While pointing out the rise of global capitalist hierarchy, Hardt and Negri assert that “the end of [modern] colonialism is also the end of the modern world and modern regimes of rule” (Hardt & Negri, 2000, p. 134). It is not only the multilevel governance by intergovernmental institutions such as World Bank and IMF but also by the perpetrators of notions such as humanitarian intervention and just war, the nation state is being effectively surpassed. The gradual withering away of the nation state of course does not lead into the end of sovereignty.
It is merely a shift from the postcolonial formal sovereignty to the real sovereignty of empire as we live through the stage total subsumption by capital. The imperial sovereignty which is originated fro the crisis of modernity is characterized by the network model of expansionist power. According to Hardt and Negri, power within the empire is not limited by the fixed boundaries.
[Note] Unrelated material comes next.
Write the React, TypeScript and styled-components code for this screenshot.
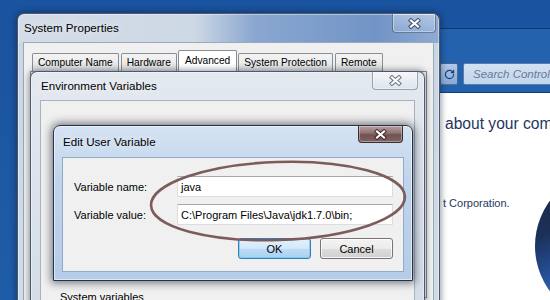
import styled, { createGlobalStyle } from 'styled-components';
import { RotateCw } from 'lucide-react';

type Glass = 'sys' | 'env' | 'edit';

const glassBg: Record<Glass, string> = {
  sys: 'linear-gradient(90deg, #d3dce7 0%, #cdd8e5 42%, #8aa7d0 56%, #7194c6 85%, #8eabd3 100%) top / 100% 29px no-repeat, linear-gradient(180deg, #c9d5e3, #d2dce8)',
  env: 'linear-gradient(180deg, #e4e9f0 0%, #d9e1eb 60%, #d3dce8 100%)',
  edit: 'linear-gradient(180deg, #d5e3f3 0%, #bfd4ec 35%, #b5cce8 100%)',
};

const GlobalStyle = createGlobalStyle`
  html, body {
    margin: 0;
    padding: 0;
    background: #1f5ba7;
  }
  body {
    font-family: "Liberation Sans", Arial, sans-serif;
  }
`;

const Desktop = styled.div`
  position: relative;
  width: 550px;
  height: 300px;
  overflow: hidden;
  background: linear-gradient(180deg, #1a539f 0%, #1f5ca8 100%);
  font-family: "Liberation Sans", Arial, sans-serif;
  font-size: 11px;
  color: #000;
`;

interface WinProps {
  $x: number;
  $y: number;
  $w: number;
  $h: number;
  $z: number;
  $pad: number;
  $glass: Glass;
}

// windows sit on the desktop at their own coordinates
const Win = styled.div<WinProps>`
  position: absolute;
  left: ${p => p.$x}px;
  top: ${p => p.$y}px;
  width: ${p => p.$w}px;
  height: ${p => p.$h}px;
  z-index: ${p => p.$z};
  box-sizing: border-box;
  display: flex;
  flex-direction: column;
  padding: 0 ${p => p.$pad}px ${p => p.$pad}px;
  border: 1px solid ${p => (p.$glass === 'edit' ? '#253247' : 'rgba(34, 46, 66, 0.75)')};
  border-radius: 7px 7px 0 0;
  background: ${p => glassBg[p.$glass]};
  box-shadow: ${p =>
    p.$glass === 'edit'
      ? '0 0 9px 2px rgba(12, 20, 38, 0.55), inset 0 0 0 1px rgba(255,255,255,0.55)'
      : '0 0 6px 1px rgba(10, 20, 40, 0.45), inset 0 0 0 1px rgba(255,255,255,0.4)'};
`;

const TitleBar = styled.div<{ $h: number }>`
  height: ${p => p.$h}px;
  flex: none;
  display: flex;
  align-items: center;
`;

const TitleText = styled.div`
  padding-left: 1px;
  font-size: 11.6px;
  line-height: 14px;
  color: #000;
  white-space: nowrap;
  text-shadow: 0 0 8px rgba(255, 255, 255, 0.9);
`;

type CloseKind = 'glass' | 'light' | 'red';

const closeBg: Record<CloseKind, string> = {
  glass: 'linear-gradient(180deg, rgba(255,255,255,0.35), rgba(190,210,235,0.25))',
  light: 'linear-gradient(180deg, #f4f6f9, #dfe5ed)',
  red: 'linear-gradient(180deg, #b89f9f 0%, #8d7171 45%, #6f5252 55%, #806262 100%)',
};

const closeBorder: Record<CloseKind, string> = {
  glass: 'rgba(40, 52, 75, 0.5)',
  light: '#9aa2ae',
  red: '#3e2c2c',
};

const CloseButton = styled.div<{ $kind: CloseKind; $w: number; $h: number; $edge: number }>`
  align-self: flex-start;
  margin-left: auto;
  margin-right: ${p => p.$edge}px;
  width: ${p => p.$w}px;
  height: ${p => p.$h}px;
  box-sizing: border-box;
  display: flex;
  align-items: center;
  justify-content: center;
  border: 1px solid ${p => closeBorder[p.$kind]};
  border-top: none;
  border-radius: 0 0 4px 4px;
  background: ${p => closeBg[p.$kind]};
  box-shadow: inset 0 0 0 1px rgba(255, 255, 255, 0.35);
`;

const Client = styled.div<{ $edge: string }>`
  flex: 1;
  min-height: 0;
  display: flex;
  flex-direction: column;
  background: #f0f0f0;
  border: 1px solid ${p => p.$edge};
  overflow: hidden;
`;

const TabStrip = styled.div`
  display: flex;
  align-items: flex-end;
  gap: 2px;
  height: 21px;
  margin-top: 7px;
  padding-left: 8px;
`;

const Tab = styled.div<{ $selected?: boolean }>`
  position: relative;
  z-index: ${p => (p.$selected ? 1 : 0)};
  box-sizing: border-box;
  height: ${p => (p.$selected ? 22 : 18)}px;
  margin: 0 ${p => (p.$selected ? -1 : 0)}px ${p => (p.$selected ? -1 : 0)}px;
  padding: 0 ${p => (p.$selected ? 6 : 5)}px ${p => (p.$selected ? 2 : 0)}px;
  display: flex;
  align-items: center;
  font-size: 10.2px;
  white-space: nowrap;
  border: 1px solid #8b8d95;
  border-bottom: none;
  border-radius: 2px 2px 0 0;
  background: ${p => (p.$selected ? '#fff' : 'linear-gradient(180deg, #f4f4f4 0%, #ebebeb 50%, #dedede 100%)')};
`;

const TabPanel = styled.div`
  flex: 1;
  margin: 0 6px 8px;
  background: #fff;
  border: 1px solid #8b8d95;
`;

const SectionLabel = styled.div`
  margin: 189px 0 0 19px;
  font-size: 11px;
  line-height: 14px;
`;

const Form = styled.div`
  display: flex;
  flex-direction: column;
  gap: 7px;
  padding: 18px 10px 0 11px;
`;

const FieldRow = styled.div`
  display: flex;
  align-items: center;
`;

const Label = styled.div`
  width: 103px;
  flex: none;
  font-size: 11px;
`;

const Field = styled.div`
  flex: 1;
  height: 21px;
  box-sizing: border-box;
  display: flex;
  align-items: center;
  padding-left: 3px;
  background: #fff;
  border: 1px solid #dcdde3;
  border-top-color: #a5a7ae;
  font-size: 11px;
  white-space: nowrap;
  overflow: hidden;
`;

const ButtonRow = styled.div`
  display: flex;
  justify-content: flex-end;
  gap: 9px;
  margin-top: 6px;
`;

const Button = styled.div<{ $default?: boolean }>`
  width: 73px;
  height: 21px;
  box-sizing: border-box;
  display: flex;
  align-items: center;
  justify-content: center;
  font-size: 11px;
  border-radius: 3px;
  border: 1px solid ${p => (p.$default ? '#3c7db0' : '#7d7272')};
  background: ${p =>
    p.$default
      ? 'linear-gradient(180deg, #e3f1fc 0%, #d2e8fa 50%, #bcdcf5 51%, #a9d1f1 100%)'
      : 'linear-gradient(180deg, #f3f3f3 0%, #ebebeb 50%, #dddddd 51%, #d0d0d0 100%)'};
  box-shadow: inset 0 0 0 1px ${p => (p.$default ? 'rgba(120, 200, 250, 0.8)' : 'rgba(255,255,255,0.8)')};
`;

const Marker = styled.svg`
  position: absolute;
  left: 0;
  top: 0;
  z-index: 10;
  pointer-events: none;
`;

/* control panel window behind */

const PanelWin = styled.div`
  position: absolute;
  left: 425px;
  top: 28px;
  width: 270px;
  height: 272px;
  z-index: 0;
  display: flex;
  flex-direction: column;
  background: linear-gradient(180deg, #2462ae 0%, #2060ab 100%);
  border-top: 1px solid #0f386f;
`;

const NavBar = styled.div`
  height: 63px;
  flex: none;
  box-sizing: border-box;
  display: flex;
  align-items: flex-start;
  gap: 5px;
  padding: 34px 0 0 15px;
`;

const NavButton = styled.div`
  width: 18px;
  height: 22px;
  box-sizing: border-box;
  display: flex;
  align-items: center;
  justify-content: center;
  border: 1px solid rgba(18, 40, 80, 0.55);
  border-radius: 2px;
  background: linear-gradient(180deg, rgba(225, 235, 248, 0.75), rgba(180, 202, 232, 0.7));
  color: #1b3f7e;
`;

const SearchBox = styled.div`
  width: 150px;
  height: 22px;
  box-sizing: border-box;
  display: flex;
  align-items: center;
  padding-left: 9px;
  border: 1px solid #5a7cad;
  border-radius: 2px;
  background: linear-gradient(180deg, #d3e1f2, #c2d5ec);
  font-size: 11.5px;
  font-style: italic;
  color: #6c7897;
  white-space: nowrap;
`;

const PanelBody = styled.div`
  flex: 1;
  display: flex;
  flex-direction: column;
  background: #fff;
  border-top: 1px solid #163e76;
  padding-left: 17px;
  overflow: hidden;
`;

const Heading = styled.div`
  margin: 21px 0 0 3px;
  font-size: 15.6px;
  line-height: 20px;
  color: #1e3560;
  white-space: nowrap;
`;

const Divider = styled.div`
  height: 1px;
  margin-top: 23px;
  background: #d6d6d6;
`;

const InfoRow = styled.div`
  display: flex;
  margin-top: 13px;
`;

const InfoText = styled.div`
  width: 92px;
  flex: none;
  padding: 25px 0 0 1px;
  font-size: 11px;
  line-height: 16px;
  color: #1e395e;
  white-space: nowrap;
`;

function CloseGlyph({ dark }: { dark: string }) {
  return (
    <svg width="13" height="11" viewBox="0 0 13 11">
      <path d="M3 2.5 L10 8.5 M10 2.5 L3 8.5" stroke={dark} strokeWidth="4.2" strokeLinecap="square" />
      <path d="M3 2.5 L10 8.5 M10 2.5 L3 8.5" stroke="#fff" strokeWidth="2.2" strokeLinecap="square" />
    </svg>
  );
}

function Globe() {
  return (
    <svg width="152" height="152" viewBox="0 0 152 152">
      <defs>
        <radialGradient id="globe" cx="18%" cy="82%" r="70%">
          <stop offset="0" stopColor="#3469b8" />
          <stop offset="0.3" stopColor="#23498c" />
          <stop offset="0.6" stopColor="#1b3058" />
          <stop offset="1" stopColor="#182a4a" />
        </radialGradient>
      </defs>
      <circle cx="76" cy="76" r="76" fill="url(#globe)" />
    </svg>
  );
}

export default function App() {
  return (
    <Desktop>
      <GlobalStyle />

      <PanelWin>
        <NavBar>
          <NavButton>
            <RotateCw size={11} strokeWidth={2.6} />
          </NavButton>
          <SearchBox>Search Control Panel</SearchBox>
        </NavBar>
        <PanelBody>
          <Heading>about your computer</Heading>
          <Divider />
          <InfoRow>
            <InfoText>t Corporation.</InfoText>
            <Globe />
          </InfoRow>
        </PanelBody>
      </PanelWin>

      <Win $x={17} $y={13} $w={423} $h={300} $z={1} $pad={5} $glass="sys">
        <TitleBar $h={28}>
          <TitleText>System Properties</TitleText>
          <CloseButton $kind="glass" $w={44} $h={19} $edge={-2}>
            <CloseGlyph dark="rgba(30, 40, 60, 0.7)" />
          </CloseButton>
        </TitleBar>
        <Client $edge="#9aa8ba">
          <TabStrip>
            <Tab>Computer Name</Tab>
            <Tab>Hardware</Tab>
            <Tab $selected>Advanced</Tab>
            <Tab>System Protection</Tab>
            <Tab>Remote</Tab>
          </TabStrip>
          <TabPanel />
        </Client>
      </Win>

      <Win $x={30} $y={71} $w={395} $h={250} $z={2} $pad={9} $glass="env">
        <TitleBar $h={28}>
          <TitleText>Environment Variables</TitleText>
          <CloseButton $kind="light" $w={46} $h={18} $edge={-3}>
            <CloseGlyph dark="rgba(70, 78, 92, 0.75)" />
          </CloseButton>
        </TitleBar>
        <Client $edge="#a7b2c0">
          <SectionLabel>System variables</SectionLabel>
        </Client>
      </Win>

      <Win $x={53} $y={125} $w={360} $h={156} $z={3} $pad={8} $glass="edit">
        <TitleBar $h={31}>
          <TitleText>Edit User Variable</TitleText>
          <CloseButton $kind="red" $w={45} $h={17} $edge={1}>
            <CloseGlyph dark="rgba(50, 25, 25, 0.8)" />
          </CloseButton>
        </TitleBar>
        <Client $edge="#93a9c4">
          <Form>
            <FieldRow>
              <Label>Variable name:</Label>
              <Field>java</Field>
            </FieldRow>
            <FieldRow>
              <Label>Variable value:</Label>
              <Field>C:\Program Files\Java\jdk1.7.0\bin;</Field>
            </FieldRow>
            <ButtonRow>
              <Button $default>OK</Button>
              <Button>Cancel</Button>
            </ButtonRow>
          </Form>
        </Client>
      </Win>

      <Marker width="550" height="300" viewBox="0 0 550 300">
        <ellipse
          cx="278"
          cy="201"
          rx="127"
          ry="39"
          transform="rotate(-2 278 201)"
          fill="none"
          stroke="#7c5c5a"
          strokeWidth="2.6"
        />
      </Marker>
    </Desktop>
  );
}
On the contrary, the imperial power “finds the logic of its order always renewed and always re-created in expansion” (ibid, p.
167). Therefore, imperial sovereignty (re)creates its own borders beyond its borders. Conclusion As modernity was characterized by colonial sovereignty of the imperialist powers, it needed nation states to function within the boundaries. But, the passage from modernity to postmodernity supersedes the nation states for the imperial sovereignty which is an open network of power. Reference Hardt, Michael, And Negri, Antonio, (2000) Empire, Massachusetts: Harvard University Press.